Birmingham Small Heath was a parliamentary constituency centred on the Small Heath area of Birmingham.  It returned one Member of Parliament (MP)  to the House of Commons of the Parliament of the United Kingdom.

The constituency was created for the 1950 general election, and abolished for the 1997 general election, when it was partly replaced by the new Birmingham Sparkbrook and Small Heath constituency.

Boundaries 
Throughout its existence the constituency (as can be inferred from its name) included Small Heath ward, but that district was linked with various adjoining parts of the inner-city area of Birmingham. In its first three incarnations the constituency was to the south east of the city centre. Its boundaries moved more to the east of the city centre in the 1983 redistribution.

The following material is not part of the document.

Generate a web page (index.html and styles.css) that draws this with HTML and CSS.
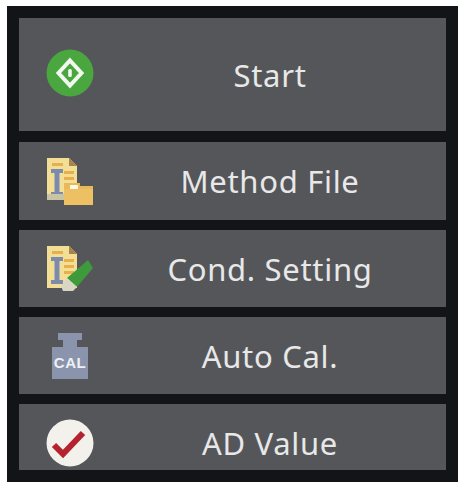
FILE: index.html
```html
<!DOCTYPE html>
<html lang="en">
<head>
<meta charset="utf-8">
<title>Menu</title>
<link rel="stylesheet" href="styles.css">
</head>
<body>
<main class="panel">
  <div class="btn btn-start">
    <svg class="icon" viewBox="0 0 48 48"><circle cx="24" cy="24" r="23.5" fill="#4aa63f"/><path d="M24 11.5 35.5 24 24 36.5 12.5 24Z" fill="none" stroke="#f2f7ef" stroke-width="4"/><rect x="22.2" y="20" width="3.6" height="8" rx="1.5" fill="#f2f7ef"/></svg>
    <span class="label">Start</span>
  </div>
  <div class="btn btn-mid">
    <svg class="icon" viewBox="0 0 48 48"><path d="M1 1H23L31 9V43H1Z" fill="#f3de96"/><path d="M23 1 31 9H23Z" fill="#a8834d"/><path d="M6 6H17V9H6Z M18 14H28V17H18Z M18 20H28V23H18Z M18 26H28V29H18Z" fill="#e6b04f"/><path d="M5 12H17V16H13.5V35H17V39H5V35H8.5V16H5Z" fill="#7c8aab"/><path d="M1 37H18V43H1Z" fill="#c9c4a2"/><path d="M18 26H34V29H47V48H18Z" fill="#e8b95a"/><path d="M18 32H47V48H18Z" fill="#eec064"/><rect x="24" y="28" width="8" height="4" fill="#fff8e6"/></svg>
    <span class="label">Method File</span>
  </div>
  <div class="btn btn-mid">
    <svg class="icon" viewBox="0 0 48 48"><path d="M1 1H23L31 9V43H1Z" fill="#f3de96"/><path d="M23 1 31 9H23Z" fill="#a8834d"/><path d="M6 6H17V9H6Z M18 14H28V17H18Z M18 20H28V23H18Z M18 26H28V29H18Z" fill="#e6b04f"/><path d="M5 12H17V16H13.5V35H17V39H5V35H8.5V16H5Z" fill="#7c8aab"/><path d="M42 15 47 23 31 42 21 33Z" fill="#3f9a3c"/><path d="M21 33 31 42 27 46H17L15 41Z" fill="#d9d6c3"/></svg>
    <span class="label">Cond. Setting</span>
  </div>
  <div class="btn btn-mid">
    <svg class="icon" viewBox="0 0 48 48"><path d="M12 1H36V8H31V15H42V47H6V15H17V8H12Z" fill="#8a94ad"/><text x="24" y="36" class="cal">CAL</text></svg>
    <span class="label">Auto Cal.</span>
  </div>
  <div class="btn btn-last">
    <svg class="icon" viewBox="0 0 48 48"><circle cx="24" cy="24" r="23.5" fill="#f3f1ec"/><path d="M8 26 17 35 37 14" fill="none" stroke="#b5232f" stroke-width="6"/></svg>
    <span class="label">AD Value</span>
  </div>
</main>
</body>
</html>
```
FILE: styles.css
```css
html, body { margin: 0; background: #fff; }
body { padding: 6px 0 0 7px; height: 483px; overflow: hidden; }
.panel {
  box-sizing: border-box;
  width: 451px;
  height: 476px;
  padding: 12px;
  background: #131417;
  display: flex;
  flex-direction: column;
  gap: 10px;
}
.btn {
  display: flex;
  align-items: center;
  padding-left: 27px;
  background: #55565a;
  color: #e8e8e8;
  font-family: "Noto Sans", sans-serif;
  font-size: 31px;
  letter-spacing: 0.7px;
}
.btn-start { box-sizing: border-box; height: 113px; margin-bottom: 1px; padding-bottom: 4px; }
.btn-start .label { padding-top: 4px; }
.btn-mid { height: 77px; }
.btn-mid:nth-child(2) { height: 78px; }
.btn-last { box-sizing: border-box; height: 66px; align-items: flex-start; padding-top: 15px; }
.icon { width: 48px; height: 48px; flex: none; }
.label { flex: 1; text-align: center; line-height: 40px; }
.btn-last .label { padding-top: 4px; }
.cal { font: 700 15px "Liberation Sans", sans-serif; fill: #eef0f4; text-anchor: middle; letter-spacing: 0.5px; }
```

1950–1955: The County Borough of Birmingham wards of Duddeston, Saltley, and Small Heath. Before 1950 Duddeston ward had been part of Birmingham Duddeston and the other two wards had been part of Birmingham Yardley.

1955–1974: The County Borough of Birmingham wards of Deritend, Saltley, and Small Heath. Deritend ward was formerly part of Birmingham Sparkbrook. Duddeston ward was transferred to Birmingham Ladywood.

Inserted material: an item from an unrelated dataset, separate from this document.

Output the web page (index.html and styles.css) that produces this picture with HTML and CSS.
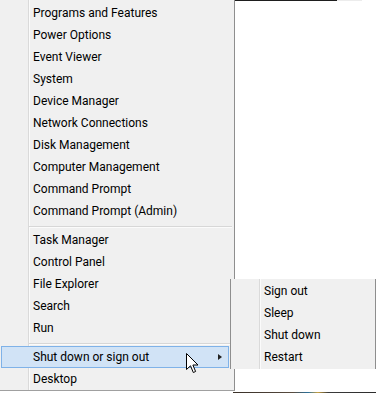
FILE: index.html
```html
<!DOCTYPE html>
<html lang="en">
<head>
      <meta charset="UTF-8">
      <title>Quick Link menu</title>
      <link rel="stylesheet" href="styles.css">
</head>
<body>
      <div class="screen">
            <div class="menu">
                  <div class="item">Programs and Features</div>
                  <div class="item">Power Options</div>
                  <div class="item">Event Viewer</div>
                  <div class="item">System</div>
                  <div class="item">Device Manager</div>
                  <div class="item">Network Connections</div>
                  <div class="item">Disk Management</div>
                  <div class="item">Computer Management</div>
                  <div class="item">Command Prompt</div>
                  <div class="item">Command Prompt (Admin)</div>
                  <div class="separador"></div>
                  <div class="item">Task Manager</div>
                  <div class="item">Control Panel</div>
                  <div class="item">File Explorer</div>
                  <div class="item">Search</div>
                  <div class="item">Run</div>
                  <div class="separador"></div>
                  <div class="item ativo">Shut down or sign out<span class="seta"></span></div>
                  <div class="item">Desktop</div>
            </div>

            <div class="fundo">
                  <div class="faixa-topo">
                        <span class="escuro"></span>
                        <span class="claro"></span>
                  </div>
                  <div class="branco"></div>
                  <div class="faixa-baixo"></div>
            </div>

            <div class="submenu">
                  <div class="item">Sign out</div>
                  <div class="item">Sleep</div>
                  <div class="item">Shut down</div>
                  <div class="item">Restart</div>
            </div>

            <svg class="cursor" width="13" height="21" viewBox="0 0 13 21">
                  <path d="M0.5 0.5 L0.5 16.5 L4.5 12.8 L7.3 19.5 L9.6 18.5 L6.9 12 L12 12 Z" fill="white" stroke="black" stroke-width="1"/>
            </svg>
      </div>
</body>
</html>
```

FILE: styles.css
```css
*{
      padding: 0;
      margin: 0;
      box-sizing: border-box;
}

body{
      background-color: white;
      font-family: Roboto, 'Noto Sans', sans-serif;
      font-size: 12px;
      color: #000;
}

.screen{
      position: relative;
      display: flex;
      width: 376px;
      height: 393px;
      overflow: hidden;
}

.menu{
      width: 235px;
      height: 391px;
      padding-top: 2px;
      background-color: #f0f0f0;
      background-image: linear-gradient(to right, transparent 28px, #dadada 28px, #dadada 29px, #fbfbfb 29px, #fbfbfb 30px, transparent 30px);
      border-right: 1px solid #8e8e8e;
      border-bottom: 1px solid #a0a0a0;
}

.item{
      position: relative;
      height: 22px;
      line-height: 22px;
      padding-left: 33px;
      white-space: nowrap;
}

.separador{
      height: 7px;
      padding-top: 4px;
      margin-left: 29px;
      margin-right: 2px;
}

.separador::before{
      content: "";
      display: block;
      height: 1px;
      background-color: #d7d7d7;
      border-bottom: 1px solid #fbfbfb;
      box-sizing: content-box;
}

.ativo{
      margin-left: 1px;
      margin-right: 5px;
      padding-left: 31px;
      line-height: 20px;
      background-color: #d1e3f6;
      border: 1px solid #7fb2e8;
}

.seta{
      position: absolute;
      right: 6px;
      top: 7px;
      width: 0;
      height: 0;
      border-top: 3.5px solid transparent;
      border-bottom: 3.5px solid transparent;
      border-left: 4px solid #222;
}

.fundo{
      flex: 1;
      display: flex;
      flex-direction: column;
}

.faixa-topo{
      display: flex;
      height: 1px;
}

.faixa-topo .escuro{
      width: 102px;
      background-color: #1e1e1e;
}

.faixa-topo .claro{
      width: 25px;
      background-color: #ececec;
}

.branco{
      flex: 1;
}

.faixa-baixo{
      height: 1px;
      margin-left: -2px;
      background: linear-gradient(to right, #3a3128 0, #4b4036 40px, #5a4c3f 60px, #2a6f9a 75px, #c8a040 85px, #3b3b3b 95px, #2c2c2c 141px);
}

.submenu{
      position: absolute;
      left: 230px;
      top: 279px;
      width: 146px;
      height: 90px;
      padding-top: 1px;
      background-color: #f0f0f0;
      background-image: linear-gradient(to right, transparent 28px, #dadada 28px, #dadada 29px, #fbfbfb 29px, #fbfbfb 30px, transparent 30px);
      border-left: 1px solid #8e8e8e;
      border-right: 1px solid #8e8e8e;
}

.cursor{
      position: absolute;
      left: 186px;
      top: 353px;
}
```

1974–1983: The County Borough of Birmingham wards of Duddeston, Newtown, Saltley, and Small Heath. Duddeston ward had formerly been in Birmingham Ladywood. Deritend ward was transferred to Birmingham Edgbaston.

1983–1997: The City of Birmingham wards of Aston, Nechells, and Small Heath. 72.7% of the new constituency came from the old one, 11.9% from Birmingham Handsworth (Aston ward) and smaller amounts from Birmingham Sparkbrook (6.1%), Birmingham Erdington (4.9%), Birmingham Yardley (2.6%) and Birmingham Ladywood (1.7%).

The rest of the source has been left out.